NASSCO expects to deliver the first oiler in 2020 and the last one in 2025.

The Navy could easily decide it needs more than six oilers. In the spring, the service said it might need 17 of them. Published reports said the value of the order could increase to $8 billion, making it the largest order in shipyard history.

By itself, the order for six oilers is not the largest deal NASSCO has received. The yard built 14 dry cargo and ammunition ships for the Navy between 2001 and 2012. In 2009, the deal was estimated at $5.2 billion.

More recently, NASSCO built three Expeditionary Sea Base ships for $1.3 billion, and it’s building a fourth for about $500 million. A fifth is planned. Ships in the series were originally known as the Mobile Landing Platform and Afloat Forward Staging Base.

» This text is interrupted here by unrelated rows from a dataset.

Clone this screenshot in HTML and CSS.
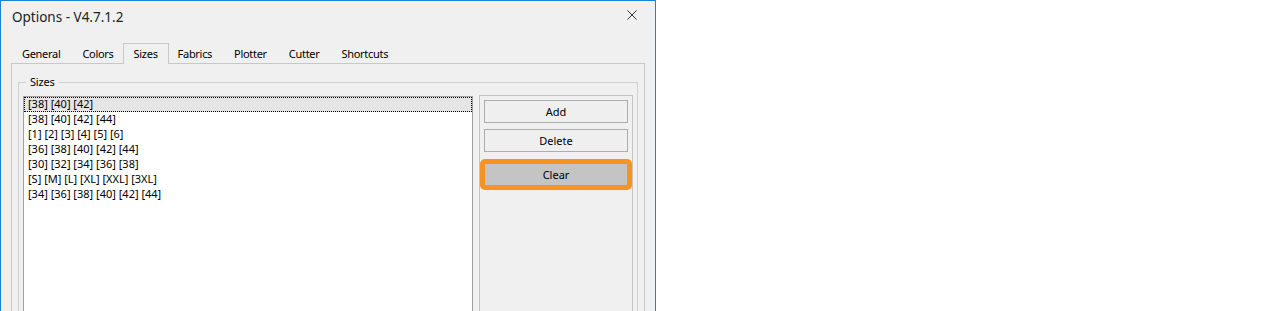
FILE: index.html
```html
<!DOCTYPE html>
<html lang="en">
<head>
  <meta charset="UTF-8" />
  <title>Options - V4.7.1.2</title>
  <link rel="stylesheet" href="styles.css">
</head>
<body>
  <div class="window">
    <!-- Title bar -->
    <div class="titlebar">
      <span class="title">Options - V4.7.1.2</span>
      <svg class="close" width="10" height="10" viewBox="0 0 10 10">
        <path d="M0.5 0.5 L9.5 9.5 M9.5 0.5 L0.5 9.5" stroke="#333" stroke-width="1" fill="none"/>
      </svg>
    </div>

    <!-- Tabs -->
    <div class="tabs">
      <div class="tab">General</div>
      <div class="tab">Colors</div>
      <div class="tab active">Sizes</div>
      <div class="tab">Fabrics</div>
      <div class="tab">Plotter</div>
      <div class="tab">Cutter</div>
      <div class="tab">Shortcuts</div>
    </div>

    <div class="tab-panel">
      <fieldset class="group">
        <legend>Sizes</legend>
        <div class="group-body">
          <ul class="size-list">
            <li class="focused">[38] [40] [42]</li>
            <li>[38] [40] [42] [44]</li>
            <li>[1] [2] [3] [4] [5] [6]</li>
            <li>[36] [38] [40] [42] [44]</li>
            <li>[30] [32] [34] [36] [38]</li>
            <li>[S] [M] [L] [XL] [XXL] [3XL]</li>
            <li>[34] [36] [38] [40] [42] [44]</li>
          </ul>
          <div class="actions">
            <button>Add</button>
            <button>Delete</button>
            <button class="clear">Clear</button>
          </div>
        </div>
      </fieldset>
    </div>
  </div>
</body>
</html>
```

FILE: styles.css
```css
html, body {
  margin: 0;
  height: 100%;
  overflow: hidden;
}
body {
  background: #fff;
  font-family: "Noto Sans", "Open Sans", sans-serif;
  font-size: 11px;
  color: #000;
}
.window {
  width: 654px;
  border: 1px solid #1883d7;
  border-bottom: none;
  background: #f0f0f0;
}
.titlebar {
  height: 32px;
  display: flex;
  justify-content: space-between;
  align-items: flex-start;
  padding: 0 18px 0 11px;
}
.title {
  font-size: 13.5px;
  line-height: 20px;
  margin-top: 6px;
  color: #222;
}
.close {
  margin-top: 9px;
}
.tabs {
  display: flex;
  align-items: flex-end;
  margin: 10px 10px -1px;
  position: relative;
  z-index: 1;
}
.tab {
  height: 20px;
  line-height: 20px;
  padding: 0 10px;
  border: 1px solid transparent;
  border-bottom: none;
  letter-spacing: -0.3px;
}
.tab.active {
  border-color: #c8c8c8;
  background: #f0f0f0;
  margin: 0 -2px;
}
.tab-panel {
  margin: 0 10px;
  border: 1px solid #c8c8c8;
  border-bottom: none;
  padding: 0 6px;
}
.group {
  margin: 11px 0 0;
  padding: 7px 4px 4px;
  border: 1px solid #d0d0d0;
  min-width: 0;
}
.group legend {
  margin-left: 3px;
  padding: 0 4px;
  line-height: 14px;
  letter-spacing: -0.2px;
}
.group-body {
  display: flex;
  gap: 6px;
}
.size-list {
  width: 448px;
  height: 260px;
  margin: 0;
  padding: 0;
  list-style: none;
  background: #fff;
  border: 1px solid #a0a0a0;
}
.size-list li {
  box-sizing: border-box;
  height: 15px;
  line-height: 13px;
  padding-left: 4px;
  white-space: nowrap;
}
.size-list li.focused {
  line-height: 11px;
  padding-left: 3px;
  background: #e5e5e5;
  border: 1px dotted #000;
}
.actions {
  flex: 1;
  display: flex;
  flex-direction: column;
  gap: 6px;
  padding: 4px;
  border: 1px solid #c4c4c4;
  margin-top: -1px;
}
.actions button {
  height: 23px;
  padding: 0;
  font: inherit;
  color: #000;
  background: #efefef;
  border: 1px solid #adadad;
  border-radius: 0;
}
.actions button.clear {
  position: relative;
  margin-top: 5px;
  background: #c4c4c4;
}
/* orange highlight ring */
.actions button.clear::after {
  content: "";
  position: absolute;
  inset: -5px;
  border: 5px solid #f7941d;
  border-radius: 5px;
}
```
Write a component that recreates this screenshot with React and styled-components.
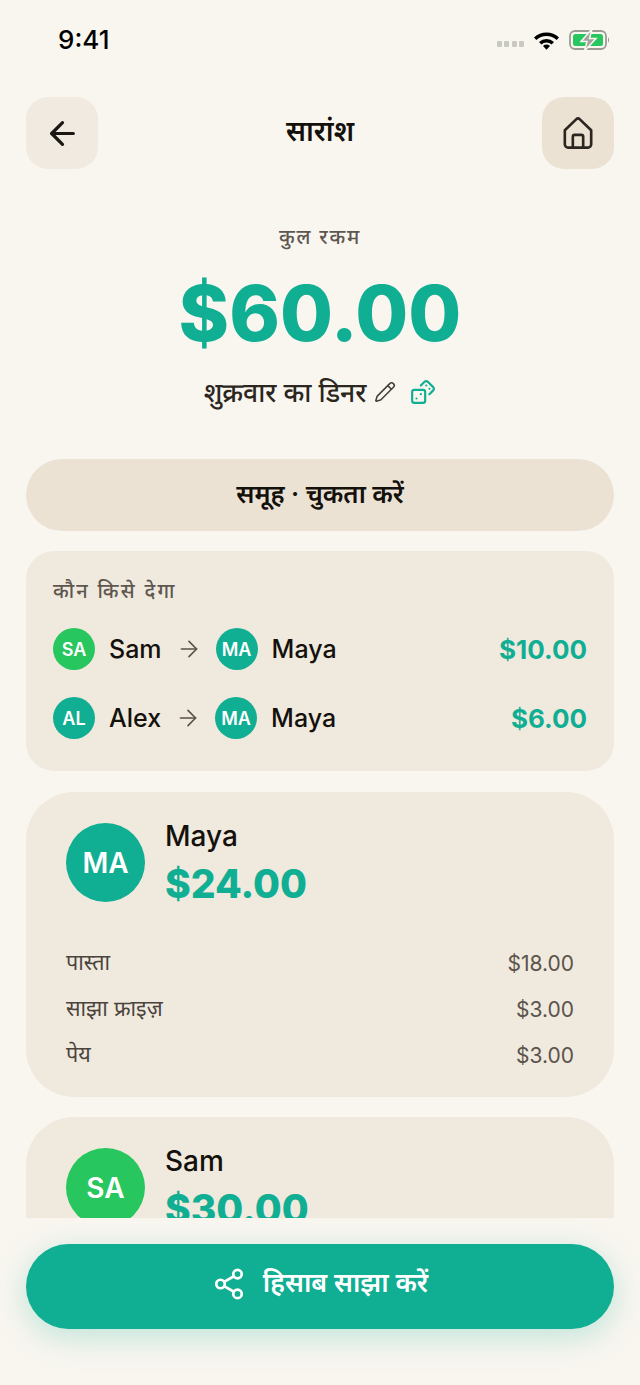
import React from "react";
import styled, { createGlobalStyle } from "styled-components";
import { ArrowLeft, ArrowRight, Dices, Pencil, Share2 } from "lucide-react";

const teal = "#10AE92";
const green = "#27C65E";

const settlements = [
  { from: "Sam", fromCode: "SA", fromColor: green, to: "Maya", amount: "$10.00" },
  { from: "Alex", fromCode: "AL", fromColor: teal, to: "Maya", amount: "$6.00" }
];

const people = [
  {
    name: "Maya",
    code: "MA",
    color: teal,
    total: "$24.00",
    items: [
      ["पास्ता", "$18.00"],
      ["साझा फ्राइज़", "$3.00"],
      ["पेय", "$3.00"]
    ]
  },
  { name: "Sam", code: "SA", color: green, total: "$30.00", items: [] }
];

export default function App() {
  return (
    <Screen>
      <GlobalStyle />
      <StatusBar>
        <Clock>9:41</Clock>
        <StatusIcons>
          <Signal>
            <i />
            <i />
            <i />
            <i />
          </Signal>
          <svg width="27" height="20" viewBox="0 0 27 20">
            <path d="M1 7.500a18 18 0 0 1 25 0l-2.400 2.500a14.500 14.500 0 0 0-20.200 0z" fill="#000" />
            <path d="M6 12a11 11 0 0 1 15 0l-2.400 2.500a7.500 7.500 0 0 0-10.200 0z" fill="#000" />
            <path d="M10 16a5 5 0 0 1 7 0l-3.500 3.800z" fill="#000" />
          </svg>
          <svg width="42" height="22" viewBox="0 0 42 22">
            <rect x="1" y="2" width="36" height="18" rx="5" fill="none" stroke="#9c9c96" strokeWidth="1.800" />
            <rect x="4" y="5" width="30" height="12" rx="2.500" fill={green} />
            <path d="M39 8.500c1.500.5 1.500 4.500 0 5z" fill="#9c9c96" />
            <path d="M23 0 12 12.500h6L15.500 22 27 9.500h-6.500z" fill="#a3a39e" stroke="#f9f6f0" strokeWidth="1.500" />
          </svg>
        </StatusIcons>
      </StatusBar>

      <Header>
        <IconButton>
          <ArrowLeft size={37} strokeWidth={2.100} color="#1b1712" />
        </IconButton>
        <Title>सारांश</Title>
        <IconButton $dark>
          <svg width="32" height="34" viewBox="0 0 34 36" fill="none" stroke="#2b2620" strokeWidth="2.800" strokeLinejoin="round">
            <path d="M3 15 15 3.500a2.900 2.900 0 0 1 4 0L31 15v15a3.500 3.500 0 0 1-3.500 3.500h-21A3.500 3.500 0 0 1 3 30z" />
            <path d="M11.500 33.500V22a2 2 0 0 1 2-2h7a2 2 0 0 1 2 2v11.500" />
          </svg>
        </IconButton>
      </Header>

      <Summary>
        <TotalLabel>कुल रकम</TotalLabel>
        <Total>$60.00</Total>
        <BillName>
          शुक्रवार का डिनर
          <Pencil size={22} strokeWidth={1.700} color="#45403a" />
          <DiceWrap>
            <Dices size={26} strokeWidth={2} color={teal} />
          </DiceWrap>
        </BillName>
      </Summary>

      <GroupPill>समूह · चुकता करें</GroupPill>

      <SettleCard>
        <SettleLabel>कौन किसे देगा</SettleLabel>
        {settlements.map(s => (
          <SettleRow key={s.from}>
            <SmallAvatar $color={s.fromColor}>{s.fromCode}</SmallAvatar>
            <RowName>{s.from}</RowName>
            <ArrowRight size={26} strokeWidth={1.500} color="#5b5044" />
            <SmallAvatar $color={teal}>MA</SmallAvatar>
            <RowName>{s.to}</RowName>
            <RowAmount>{s.amount}</RowAmount>
          </SettleRow>
        ))}
      </SettleCard>

      {people.map(p => (
        <PersonCard key={p.name}>
          <PersonHead>
            <BigAvatar $color={p.color}>{p.code}</BigAvatar>
            <div>
              <PersonName>{p.name}</PersonName>
              <PersonTotal>{p.total}</PersonTotal>
            </div>
          </PersonHead>
          {p.items.length > 0 && (
            <Items>
              {p.items.map(([label, price]) => (
                <Item key={label}>
                  <ItemLabel>{label}</ItemLabel>
                  <Price>{price}</Price>
                </Item>
              ))}
            </Items>
          )}
        </PersonCard>
      ))}

      <Footer>
        <ShareButton>
          <Share2 size={34} strokeWidth={1.900} color="#fff" />
          <span>हिसाब साझा करें</span>
        </ShareButton>
      </Footer>
    </Screen>
  );
}

const GlobalStyle = createGlobalStyle`
  html, body {
    margin: 0;
    padding: 0;
    background: #F9F6F0;
  }
  * {
    box-sizing: border-box;
  }
`;

const Screen = styled.div`
  position: relative;
  width: 640px;
  height: 1385px;
  overflow: hidden;
  padding: 0 26px;
  background: #F9F6F0;
  color: #14110d;
  font-family: Inter, "Noto Sans Devanagari", "Noto Sans", sans-serif;
`;

const StatusBar = styled.div`
  height: 97px;
  margin: 0 3px 0 32px;
  padding-top: 25px;
  display: flex;
  justify-content: space-between;
  align-items: flex-start;
`;

const Clock = styled.div`
  font-size: 26px;
  line-height: 30px;
  font-weight: 500;
  color: #000;
`;

const StatusIcons = styled.div`
  display: flex;
  align-items: center;
  gap: 9px;
  margin-top: 4px;
`;

const Signal = styled.div`
  display: flex;
  gap: 2.500px;
  margin-top: 8px;
  i {
    width: 5px;
    height: 6px;
    border-radius: 1px;
    background: #c9c8c3;
  }
`;

const Header = styled.div`
  display: flex;
  justify-content: space-between;
  align-items: center;
`;

const IconButton = styled.div`
  width: 72px;
  height: 72px;
  border-radius: 22px;
  display: flex;
  align-items: center;
  justify-content: center;
  background: ${p => (p.$dark ? "#EBE2D4" : "#F0EAE0")};
`;

const Title = styled.div`
  font-size: 28px;
  font-weight: 600;
`;

const Summary = styled.div`
  display: flex;
  flex-direction: column;
  align-items: center;
  padding-top: 54px;
`;

const TotalLabel = styled.div`
  font-size: 20px;
  line-height: 28px;
  font-weight: 500;
  letter-spacing: 1.800px;
  color: #5e5750;
`;

const Total = styled.div`
  margin-top: 16px;
  font-size: 76.700px;
  line-height: 92px;
  font-weight: 800;
  color: ${teal};
`;

const BillName = styled.div`
  margin-top: 15px;
  display: flex;
  align-items: center;
  gap: 8px;
  font-size: 26.500px;
  line-height: 36px;
  font-weight: 500;
  color: #2b2620;
`;

const DiceWrap = styled.span`
  display: flex;
  margin-left: 6px;
`;

const GroupPill = styled.div`
  height: 72px;
  margin-top: 49px;
  border-radius: 36px;
  display: flex;
  align-items: center;
  justify-content: center;
  background: #EBE2D4;
  font-size: 25.500px;
  font-weight: 600;
`;

const SettleCard = styled.div`
  height: 220px;
  margin-top: 20px;
  padding: 26px 27px 0;
  border-radius: 28px;
  background: #F0E9DE;
`;

const SettleLabel = styled.div`
  font-size: 20px;
  line-height: 28px;
  font-weight: 500;
  letter-spacing: 2.200px;
  color: #5e5750;
  margin-bottom: 23px;
`;

const SettleRow = styled.div`
  height: 42px;
  margin-bottom: 27px;
  display: flex;
  align-items: center;
  gap: 14px;
`;

const SmallAvatar = styled.div`
  width: 42px;
  height: 42px;
  border-radius: 50%;
  flex: none;
  display: flex;
  align-items: center;
  justify-content: center;
  background: ${p => p.$color};
  color: #fff;
  font-size: 18px;
  font-weight: 600;
`;

const RowName = styled.div`
  font-size: 25px;
  font-weight: 500;
  color: #14110d;
`;

const RowAmount = styled.div`
  margin-left: auto;
  font-size: 26px;
  font-weight: 700;
  color: ${teal};
`;

const PersonCard = styled.div`
  margin-top: 21px;
  padding: 31px 40px 28px;
  border-radius: 48px;
  background: #F0E9DE;
  & + & {
    margin-top: 20px;
  }
`;

const PersonHead = styled.div`
  display: flex;
  gap: 20px;
`;

const BigAvatar = styled.div`
  width: 79px;
  height: 79px;
  border-radius: 50%;
  flex: none;
  display: flex;
  align-items: center;
  justify-content: center;
  background: ${p => p.$color};
  color: #fff;
  font-size: 28px;
  font-weight: 600;
`;

const PersonName = styled.div`
  font-size: 28px;
  line-height: 28px;
  font-weight: 500;
  margin-top: -1px;
`;

const PersonTotal = styled.div`
  margin-top: 9px;
  font-size: 39px;
  line-height: 50px;
  font-weight: 800;
  color: ${teal};
`;

const Items = styled.div`
  margin-top: 40px;
  display: flex;
  flex-direction: column;
  gap: 18px;
`;

const Item = styled.div`
  height: 28px;
  display: flex;
  justify-content: space-between;
  align-items: center;
  font-size: 21.500px;
  color: #4a443d;
`;

const ItemLabel = styled.span`
  padding-top: 2px;
`;

const Price = styled.span`
  font-size: 21px;
  color: #5a544c;
`;

const Footer = styled.div`
  position: absolute;
  left: 0;
  right: 0;
  bottom: 0;
  height: 167px;
  padding: 26px 26px 0;
  background: #F9F6F0;
`;

const ShareButton = styled.div`
  height: 85px;
  padding-bottom: 5px;
  border-radius: 43px;
  display: flex;
  align-items: center;
  justify-content: center;
  gap: 17px;
  background: ${teal};
  color: #fff;
  font-size: 26.500px;
  font-weight: 600;
  box-shadow: 0 8px 32px rgba(16, 174, 146, 0.25);
`;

The fourth Expeditionary Sea Base ship, the future USNS Hershel Williams, is currently under construction at the yard, and NASSCO recently received a contract to buy long-lead materials for a fifth ESB.

NASSCO, based in Barrio Logan, also repairs Navy ships and builds commercial tankers.

As part of the June 30 deal, NASSCO will also design the Navy’s new amphibious ship, called the LX(R).

“We are pleased to be building the next generation of oilers and participating in the future design efforts of the LX(R), two very important ship programs for the fleet,” Fred Harris, president of General Dynamics NASSCO and Bath Iron Works, said in a prepared statement.

General Dynamics stock trades on the New York Stock Exchange as GD.

A Pentagon announcement from June 30 said the contract includes line items for five follow-on ships, as well as options for special studies, engineering and industrial services, provisioned items orders, LX(R) contract design support, cost reduction and implementation, other direct costs and special incentives.

Fifty-nine percent of the work will be done in San Diego and 1 percent in Chula Vista. Some 4 percent will be conducted in Mexicali, Baja California, Mexico.

The Naval Sea Systems Command of Washington, D.C. awarded the contract.